Don’t Ditch The Map or Compass
Just because you bought a fancy GPS or have GPS in your smartphone does not mean that you can toss the Map and Compass. Remember your last road trip when your GPS thought you were in the middle of the ocean? Plus, GPS takes up a lot of battery and you don’t want to wind up stranded.
Be Aware (and Beware!) of Wildlife
If you’re going hiking in a less-populated area, be sure to speak with a local wilderness expert or an authority about the wildlife in the area–or do a quick Google search(and be sure to fact-check!). You want to know how to avoid dangerous animals and what to do if you encounter one. It also helps to know your poisonous plants.
Mind Your Manners!
You are likely to run into other humans on your hikes. Be pleasant and considerate, alert others of your presence with a friendly greeting–and know when to yield the trail.

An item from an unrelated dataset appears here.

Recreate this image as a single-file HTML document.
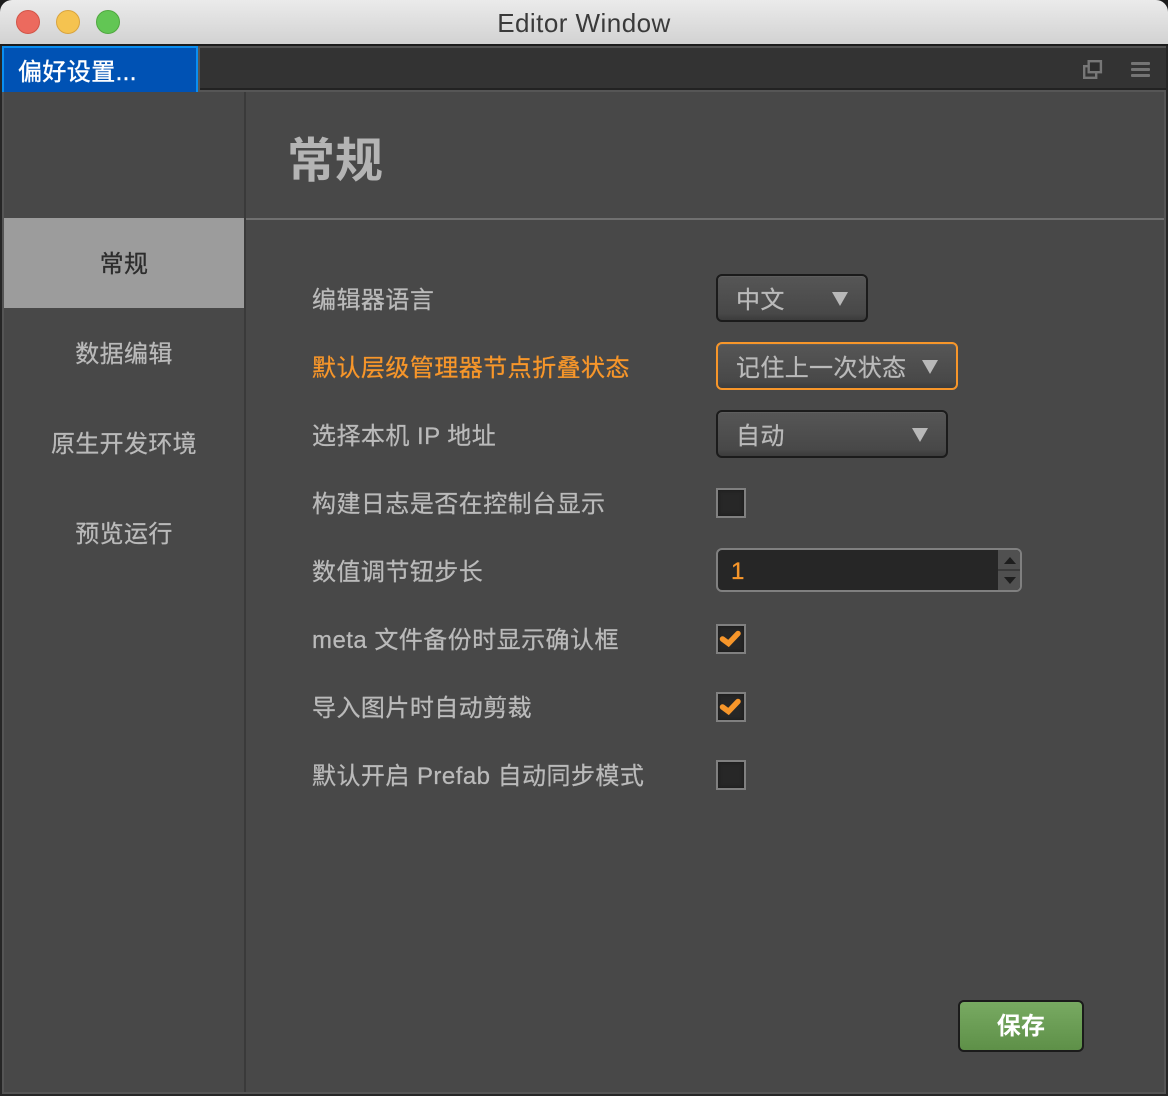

Need to brush up on your manners? We like this Hiking Trail Etiquette guide from HikingDude.
Save the Phone for Emergencies.
Turn it off, and put it in your pack. Not only will you be more alert to potential dangers, but you’ll also be able to spend a lot more time enjoying nature. Plus, it’s rude to be talking loudly on the phone or not paying attention when there are other hikers trying to enjoy the outdoors.
It’s nice to get out of dodge and get some fresh air. If you forget something, don’t let it ruin your hike. Part of the fun of hiking is the challenge.